The slow pace, stillness and lack of orchestral score helped to put at least three of the people in the tiny cinema I was in, asleep early on. They were all woken with a bang at one of two moments during which half the audience gasped or shouted out loud. The first of these involved just Georges and had a slightly but subsequently explained surrealism to it. The second involved both central characters and was deeply shocking. The way in which the film was played on the whole gave these very brief sharp stabs of excitement all the more presence and shock value. In general though the film is like its central characters; it is slow, graceful and endearing. There is a third shock towards the end but this didn’t get the same reaction from the audience as the first two, despite being perhaps the most shocking of the three. This sequence felt more of a relief really and although horrible to see also helped to give closure.
One of the reasons why I found the film so depressing is because of my fondness for the characters and their relationship. At times it felt like watching your own grandmother slowly die before your eyes. Indeed anyone who has lost an elderly relative will see the similarities in Emmanuelle Riva’s performance and the various stages of deterioration at the end of someone’s life. It was heartbreaking to watch not only Anne’s struggles with health but also Georges’ undying love for his wife. Even thinking back to it now is making me feel both melancholic and ambivalent. On the one hand I am extremely sad to be recalling the tragedy that is the film’s plot but at the same time the couple’s love was so strong and unwavering that it is uplifting.
Without two of the strongest performances I’ve seen all year I doubt the film would have had quite the same effect on me as it undoubtedly has. Both actors will surely be highly decorated in the near future, though probably not by the likes of the commercial Oscars or Globes but have both already been nominated for European Academy Awards. Their portrayal of the couple is spellbinding with each having around half the film to really shine. It feels as though the first half belongs to Jean-Loius Trintignant who is mesmerising throughout but particularly strong early on. His initial reaction to his wife’s illness and level headed handling is brilliant and his calm, loving and frail exterior suffers constant setbacks from which he simply rises, even stronger each time. Emmanuelle Riva’s decent towards death is one of the most horrifying and upsetting things I’ve ever witnessed at the cinema. She plays her part with such realism that I found it hard to disconnect from the film and remember it was only a film. Her cheekiness and passion for life early on only makes what comes later even harder to watch. When struggling to talk she is incredible and something that I actually liked about both characters is that they never wanted any pity. The acting, setting and general realism all give the air of a documentary at times which brings the audience closer to the couple. Their chemistry also drives the film towards the highs that it reaches.

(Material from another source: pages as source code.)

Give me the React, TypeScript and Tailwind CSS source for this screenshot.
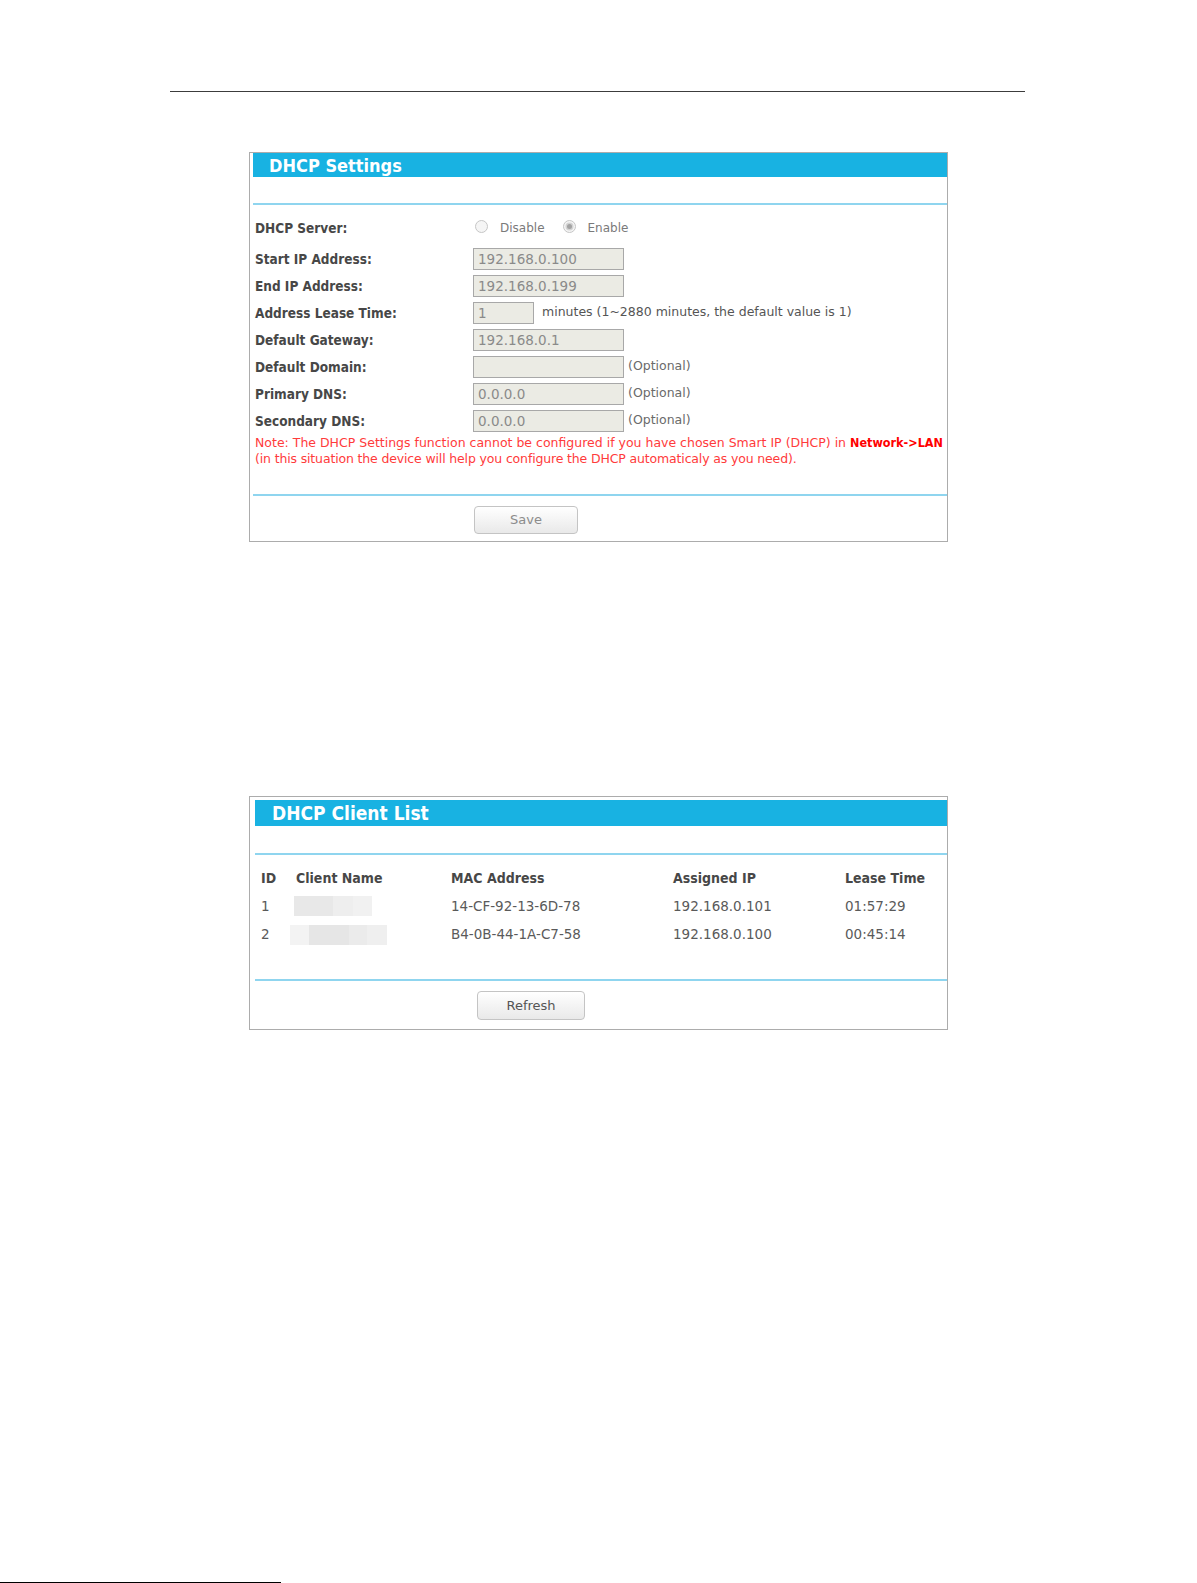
import React from 'react';

const boldFont = "font-['DejaVu_Sans_Condensed','DejaVu_Sans',sans-serif] font-bold";
const textFont = "font-['DejaVu_Sans','Liberation_Sans',sans-serif]";

const fields = [
  { label: 'Start IP Address:', value: '192.168.0.100', box: 'w-[151px]', note: '' },
  { label: 'End IP Address:', value: '192.168.0.199', box: 'w-[151px]', note: '' },
  { label: 'Address Lease Time:', value: '1', box: 'w-[61px]', note: 'minutes (1~2880 minutes, the default value is 1)' },
  { label: 'Default Gateway:', value: '192.168.0.1', box: 'w-[151px]', note: '' },
  { label: 'Default Domain:', value: '', box: 'w-[151px]', note: '(Optional)' },
  { label: 'Primary DNS:', value: '0.0.0.0', box: 'w-[151px]', note: '(Optional)' },
  { label: 'Secondary DNS:', value: '0.0.0.0', box: 'w-[151px]', note: '(Optional)' },
];

const clients = [
  {
    id: '1',
    mac: '14-CF-92-13-6D-78',
    ip: '192.168.0.101',
    lease: '01:57:29',
    blur: (
      <div className="flex h-[20px] ml-[-2px]">
        <div className="w-[39px] bg-[#e8e8e8]" />
        <div className="w-[20px] bg-[#eeeeee]" />
        <div className="w-[19px] bg-[#f1f1f1]" />
      </div>
    ),
  },
  {
    id: '2',
    mac: 'B4-0B-44-1A-C7-58',
    ip: '192.168.0.100',
    lease: '00:45:14',
    blur: (
      <div className="flex h-[20px] ml-[-6px] mt-[2px]">
        <div className="w-[19px] bg-[#f3f3f3]" />
        <div className="w-[40px] bg-[#e6e6e6]" />
        <div className="w-[18px] bg-[#ebebeb]" />
        <div className="w-[20px] bg-[#efefef]" />
      </div>
    ),
  },
];

const Radio: React.FC<{ checked?: boolean }> = ({ checked }) => (
  <div className="w-[13px] h-[13px] rounded-full border border-[#c6c6c6] bg-[#f5f5f5] flex items-center justify-center">
    {checked && <div className="w-[5px] h-[5px] rounded-full bg-[#a3a3a3] shadow-[0_0_0_1.5px_#d4d4d4]" />}
  </div>
);

const Button: React.FC<{ label: string; className: string }> = ({ label, className }) => (
  <div
    className={`${className} rounded-[4px] border border-[#c4c4c4] bg-gradient-to-b from-[#ffffff] to-[#e9e9e9] flex items-center justify-center text-[13px] ${textFont}`}
  >
    {label}
  </div>
);

const App: React.FC = () => {
  return (
    <div className="relative w-[1197px] h-[1583px] bg-white overflow-hidden flex flex-col">
      {/* page rule */}
      <div className="mt-[91px] ml-[170px] w-[855px] h-px bg-[#3c3c3c]" />

      {/* DHCP Settings */}
      <div className="mt-[60px] ml-[249px] w-[699px] border border-[#acacac]">
        <div className={`ml-[3px] h-[24px] bg-[#18b2e2] flex items-center pl-[16px] text-white text-[18px] ${boldFont}`}>
          DHCP Settings
        </div>
        <div className="h-[26px]" />
        <div className="ml-[3px] h-[2px] bg-[#8fd5ef]" />

        <div className="pl-[5px] pt-[12px]">
          <div className="flex items-center h-[22px]">
            <div className={`w-[218px] text-[13.5px] text-[#474747] ${boldFont}`}>DHCP Server:</div>
            <div className={`flex items-center text-[12px] text-[#7a7a7a] ${textFont}`}>
              <div className="ml-[2px] mt-[-3px]"><Radio /></div>
              <span className="ml-[12px]">Disable</span>
              <div className="ml-[18px] mt-[-3px]"><Radio checked /></div>
              <span className="ml-[12px]">Enable</span>
            </div>
          </div>

          <div className="mt-[9px] flex flex-col gap-[5px]">
            {fields.map((f) => (
              <div key={f.label} className="flex items-center h-[22px]">
                <div className={`w-[218px] text-[13.5px] text-[#474747] ${boldFont}`}>{f.label}</div>
                <div
                  className={`${f.box} h-[22px] border border-[#a8a8a8] bg-[#ebebe4] flex items-center pl-[4px] text-[13.5px] text-[#8a8a8a] ${textFont}`}
                >
                  {f.value}
                </div>
                {f.note && (
                  <span
                    className={`${f.box === 'w-[61px]' ? 'ml-[8px] text-[#555555]' : 'ml-[4px] text-[#6a6a6a]'} mt-[-2px] text-[12.5px] whitespace-nowrap ${textFont}`}
                  >
                    {f.note}
                  </span>
                )}
              </div>
            ))}
          </div>

          <div className={`mt-[3px] text-[12.5px] leading-[16px] text-[#ff3b3b] whitespace-nowrap ${textFont}`}>
            <div>
              Note: The DHCP Settings function cannot be configured if you have chosen Smart IP (DHCP) in{' '}
              <span className={`text-[#ff0000] ${boldFont}`}>Network-&gt;LAN</span>
            </div>
            <div className="tracking-[-0.15px]">(in this situation the device will help you configure the DHCP automaticaly as you need).</div>
          </div>
        </div>

        <div className="mt-[27px] ml-[3px] h-[2px] bg-[#8fd5ef]" />
        <div className="pt-[10px] pb-[7px]">
          <Button label="Save" className="ml-[224px] w-[104px] h-[28px] text-[#8c8c8c]" />
        </div>
      </div>

      {/* DHCP Client List */}
      <div className="mt-[254px] ml-[249px] w-[699px] border border-[#acacac]">
        <div className={`mt-[3px] ml-[5px] h-[26px] bg-[#18b2e2] flex items-center pl-[17px] text-white text-[19px] ${boldFont}`}>
          DHCP Client List
        </div>
        <div className="h-[27px]" />
        <div className="ml-[5px] h-[2px] bg-[#8fd5ef]" />

        <div className="ml-[5px] mt-[9px]">
          <div className={`grid grid-cols-[41px_155px_222px_172px_1fr] h-[28px] items-center text-[14px] text-[#474747] ${boldFont}`}>
            <div className="pl-[6px]">ID</div>
            <div>Client Name</div>
            <div>MAC Address</div>
            <div>Assigned IP</div>
            <div>Lease Time</div>
          </div>
          {clients.map((c) => (
            <div
              key={c.id}
              className={`grid grid-cols-[41px_155px_222px_172px_1fr] h-[28px] items-center text-[13.5px] text-[#5a5a5a] ${textFont}`}
            >
              <div className="pl-[6px]">{c.id}</div>
              <div>{c.blur}</div>
              <div>{c.mac}</div>
              <div>{c.ip}</div>
              <div>{c.lease}</div>
            </div>
          ))}
        </div>

        <div className="mt-[31px] ml-[5px] h-[2px] bg-[#8fd5ef]" />
        <div className="pt-[10px] pb-[9px]">
          <Button label="Refresh" className="ml-[227px] w-[108px] h-[29px] text-[#555555]" />
        </div>
      </div>

      {/* footer rule */}
      <div className="mt-auto w-[281px] h-px bg-black" />
    </div>
  );
};

export default App;
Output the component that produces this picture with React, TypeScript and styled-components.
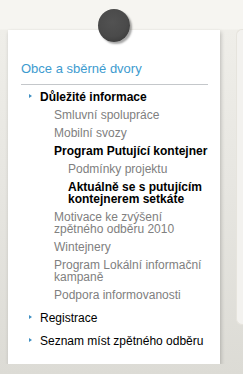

The ending is left slightly ambiguous which was a good decision. Personally I’d like to think that we are in a similar situation to the ‘flooded hallway scene’ but it is left open to the viewer’s imagination. It may well be that Georges getting up from the bed can be read into too. Overall Amour is up there with the best films I’ve seen this year and is not to be missed if you are a fan of loving, well-worked, beautiful cinema or indeed a fan of the Director then I highly recommend it. A warning though; Although close to a masterpiece it has the ability to bring about a melancholic state which if you’re anything like me will linger like one of Haneke’s beautifully executed scenes.